* [WHAT TO DO]:
All lines from the beginning of the listing through the line with "import React from" are to be copied word for word; the pictures are not.

* [RECORDED INFORMATION]:

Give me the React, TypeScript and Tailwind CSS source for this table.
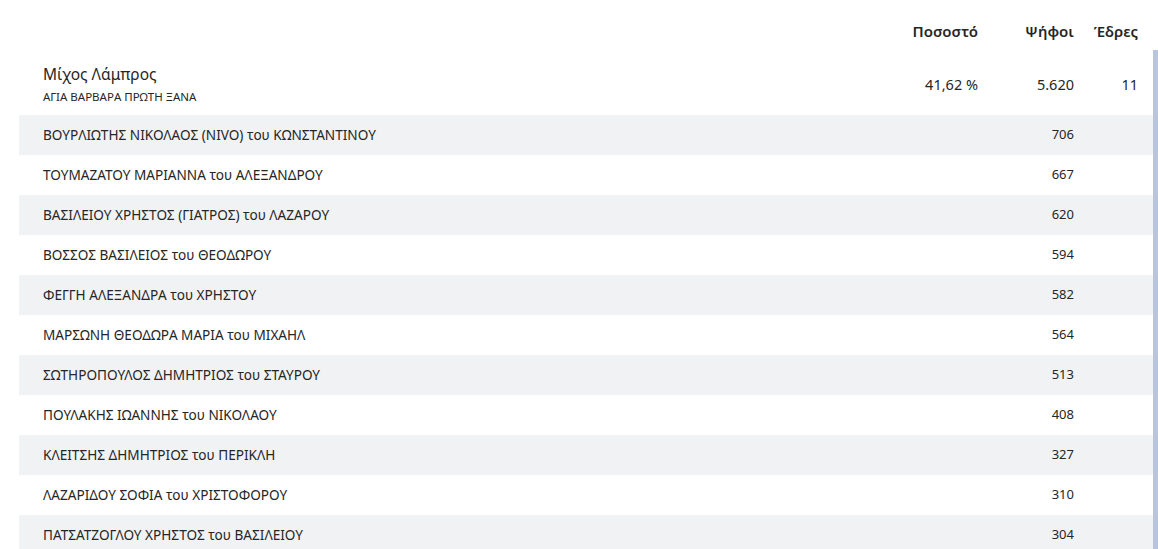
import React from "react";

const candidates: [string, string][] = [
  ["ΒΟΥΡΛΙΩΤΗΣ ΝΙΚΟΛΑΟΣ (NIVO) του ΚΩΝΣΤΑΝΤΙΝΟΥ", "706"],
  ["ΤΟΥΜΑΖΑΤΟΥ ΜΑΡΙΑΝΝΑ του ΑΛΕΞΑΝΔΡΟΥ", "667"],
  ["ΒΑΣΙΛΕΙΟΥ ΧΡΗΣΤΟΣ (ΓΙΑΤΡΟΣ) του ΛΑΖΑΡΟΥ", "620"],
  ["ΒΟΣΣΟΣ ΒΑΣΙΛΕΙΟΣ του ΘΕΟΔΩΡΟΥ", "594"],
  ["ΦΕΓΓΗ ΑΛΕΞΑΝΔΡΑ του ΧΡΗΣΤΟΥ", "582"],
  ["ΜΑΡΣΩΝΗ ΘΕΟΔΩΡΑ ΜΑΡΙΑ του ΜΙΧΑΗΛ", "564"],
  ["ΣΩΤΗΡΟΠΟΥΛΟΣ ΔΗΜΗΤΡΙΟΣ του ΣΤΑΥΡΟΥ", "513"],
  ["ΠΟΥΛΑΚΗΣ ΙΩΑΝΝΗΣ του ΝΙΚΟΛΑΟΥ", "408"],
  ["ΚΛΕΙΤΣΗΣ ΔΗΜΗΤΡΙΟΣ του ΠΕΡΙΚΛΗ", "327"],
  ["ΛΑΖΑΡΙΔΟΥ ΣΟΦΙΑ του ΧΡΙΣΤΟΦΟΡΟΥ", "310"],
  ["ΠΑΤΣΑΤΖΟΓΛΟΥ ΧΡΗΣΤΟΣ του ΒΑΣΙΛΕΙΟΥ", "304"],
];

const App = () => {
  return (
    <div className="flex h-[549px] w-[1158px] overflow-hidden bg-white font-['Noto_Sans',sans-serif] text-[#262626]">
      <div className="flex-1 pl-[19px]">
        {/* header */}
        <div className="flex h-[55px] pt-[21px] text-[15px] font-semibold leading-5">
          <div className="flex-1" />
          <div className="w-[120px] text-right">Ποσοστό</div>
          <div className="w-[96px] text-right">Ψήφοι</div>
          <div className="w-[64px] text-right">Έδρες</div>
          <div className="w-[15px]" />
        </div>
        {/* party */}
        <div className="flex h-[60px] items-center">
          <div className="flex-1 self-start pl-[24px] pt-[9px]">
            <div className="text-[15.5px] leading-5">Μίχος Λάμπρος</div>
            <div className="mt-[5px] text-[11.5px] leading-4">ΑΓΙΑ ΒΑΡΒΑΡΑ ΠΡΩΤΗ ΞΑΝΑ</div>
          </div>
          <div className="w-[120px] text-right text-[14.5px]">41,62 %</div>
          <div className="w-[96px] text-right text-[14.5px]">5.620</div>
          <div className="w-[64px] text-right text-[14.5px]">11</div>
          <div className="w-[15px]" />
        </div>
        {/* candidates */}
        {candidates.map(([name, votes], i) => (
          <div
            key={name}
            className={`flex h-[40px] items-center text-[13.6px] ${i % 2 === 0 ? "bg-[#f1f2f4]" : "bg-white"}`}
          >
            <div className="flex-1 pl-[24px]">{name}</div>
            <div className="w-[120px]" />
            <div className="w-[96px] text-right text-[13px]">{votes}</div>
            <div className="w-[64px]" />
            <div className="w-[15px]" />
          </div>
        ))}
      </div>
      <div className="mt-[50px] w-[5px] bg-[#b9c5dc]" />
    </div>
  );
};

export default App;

* [RESPONSE TO THIS EXERCISE]:
Give me the React, TypeScript and Tailwind CSS source for this table.
import React from "react";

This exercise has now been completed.